2. Go has a garbage collector — doesn't that disqualify it from performance-sensitive work?

Answer Not in practice. Two design choices keep GC overhead manageable. First, the collector is concurrent and tuned for sub-millisecond pauses, so it rarely shows up as a latency spike. Second, the compiler's escape analysis keeps many short-lived values on the stack, so they never reach the heap or the GC at all. The result is a language that is safe and productive yet still fast enough for networked services and infrastructure software — which is exactly the niche Go targets.

3. The runtime is bundled into every binary — isn't that just bloat?

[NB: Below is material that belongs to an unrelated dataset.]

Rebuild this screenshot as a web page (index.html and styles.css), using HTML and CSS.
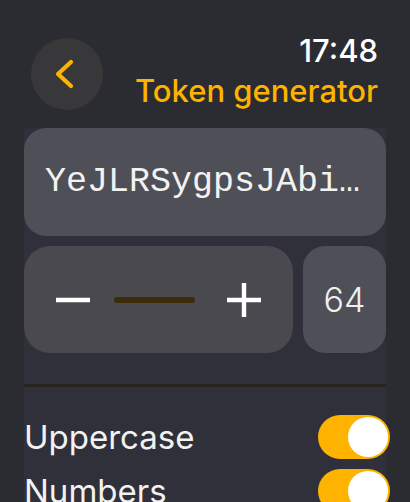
FILE: index.html
```html
<!DOCTYPE html>
<html lang="en">
<head>
  <meta charset="UTF-8">
  <meta name="viewport" content="width=device-width, initial-scale=1.0">
  <title>Token generator</title>
  <link rel="stylesheet" href="styles.css">
</head>
<body>
  <header class="top">
    <button class="back" type="button" aria-label="Back">
      <svg width="20" height="30" viewBox="0 0 20 30">
        <polyline points="16,3 3,15 16,27" fill="none" stroke="#fdb300" stroke-width="4.2" stroke-linecap="round" stroke-linejoin="round"/>
      </svg>
    </button>
    <div class="titles">
      <div class="time">17:48</div>
      <div class="title">Token generator</div>
    </div>
  </header>

  <main class="panel">
    <div class="token">YeJLRSygpsJAbi…</div>

    <div class="length-row">
      <div class="stepper">
        <svg class="sign minus" width="34" height="34" viewBox="0 0 34 34">
          <line x1="0" y1="17" x2="34" y2="17" stroke="#fff" stroke-width="4.4"/>
        </svg>
        <span class="bar"></span>
        <svg class="sign plus" width="34" height="34" viewBox="0 0 34 34">
          <line x1="0" y1="17" x2="34" y2="17" stroke="#fff" stroke-width="4.4"/>
          <line x1="17" y1="0" x2="17" y2="34" stroke="#fff" stroke-width="4.4"/>
        </svg>
      </div>
      <div class="count">64</div>
    </div>

    <div class="divider"></div>

    <div class="options">
      <div class="option">
        <span class="label">Uppercase</span>
        <span class="toggle"><span class="knob"></span></span>
      </div>
      <div class="option">
        <span class="label">Numbers</span>
        <span class="toggle"><span class="knob"></span></span>
      </div>
    </div>
  </main>
</body>
</html>
```

FILE: styles.css
```css
body {
  margin: 0;
  height: 502px;
  overflow: hidden;
  background-color: #2b2c31;
  font-family: Inter, "Noto Sans", sans-serif;
  color: #f2f2f2;
}
.top {
  height: 128px;
  box-sizing: border-box;
  display: flex;
  justify-content: space-between;
  align-items: flex-start;
  padding: 0 32px 0 31px;
}
.back {
  margin-top: 38px;
  width: 72px;
  height: 72px;
  border: none;
  border-radius: 50%;
  background-color: #38383b;
  display: flex;
  align-items: center;
  justify-content: center;
  padding: 0 4px 0 0;
}
.titles {
  margin-top: 31px;
  text-align: right;
}
.time {
  font-size: 31px;
  line-height: 40px;
  font-weight: 500;
  color: #ffffff;
}
.title {
  font-size: 31px;
  line-height: 40px;
  font-weight: 500;
  color: #fdb300;
}
.panel {
  margin: 0 24px;
  height: 374px;
  background-color: #2f303a;
}
.token {
  height: 108px;
  border-radius: 22px;
  background-color: #4f4f58;
  display: flex;
  align-items: center;
  padding-left: 21px;
  font-family: "Liberation Mono", monospace;
  font-size: 35px;
  color: #f2f2f2;
}
.length-row {
  display: flex;
  gap: 10px;
  margin-top: 10px;
  height: 107px;
}
.stepper {
  width: 269px;
  border-radius: 26px;
  background-color: #49494f;
  display: flex;
  align-items: center;
  padding-left: 32px;
  box-sizing: border-box;
}
.sign {
  display: block;
}
.bar {
  width: 81px;
  height: 6px;
  border-radius: 3px;
  background-color: #3b2c0a;
  margin: 0 32px 0 24px;
}
.count {
  flex: 1;
  border-radius: 22px;
  background-color: #4f4f58;
  display: flex;
  align-items: center;
  justify-content: center;
  font-size: 34px;
  font-weight: 300;
  color: #f0f0f0;
}
.divider {
  margin-top: 31px;
  height: 3px;
  background-color: #27231f;
}
.options {
  margin-top: 23px;
}
.option {
  height: 54px;
  display: flex;
  align-items: center;
  justify-content: space-between;
  margin-right: -4px;
}
.label {
  font-size: 33px;
}
.toggle {
  width: 72px;
  height: 44px;
  border-radius: 22px;
  background-color: #fdb300;
  display: flex;
  align-items: center;
  justify-content: flex-end;
  padding-right: 2px;
  box-sizing: border-box;
}
.knob {
  width: 40px;
  height: 40px;
  border-radius: 50%;
  background-color: #ffffff;
}
```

Answer It adds a few megabytes, but that is what buys the single-binary deployment story. Because the runtime is baked in, the target machine needs nothing pre-installed, the binary can never hit a runtime-version mismatch, and it can ship in a `scratch` container. For most teams the size cost is trivial compared to the operational simplicity gained.

Summary

  • Fast compilation comes from a deliberately simple build model — no header files, DAG imports, simple grammar, package-level caching — which keeps the edit-compile-run loop short.
  • Cheap goroutines come from ~2KB growable stacks plus M:N scheduling, so high-concurrency servers are easy to write and scale to memory rather than to thread counts.
  • Low-pause GC comes from a concurrent collector tuned for sub-millisecond stop-the-world pauses, giving you memory safety with predictable latency.
  • Trivial deployment comes from a single static binary with the runtime linked in — copy one file and run it, cross-compile freely, ship tiny containers.

Key takeaway: Go's internal design choices — a simple compilation model, cheap goroutines on an M:N scheduler, a concurrent low-pause GC, and a self-contained binary — are not just implementation trivia. Each one maps directly to a concrete reason teams choose Go for networked services, infrastructure, and tooling.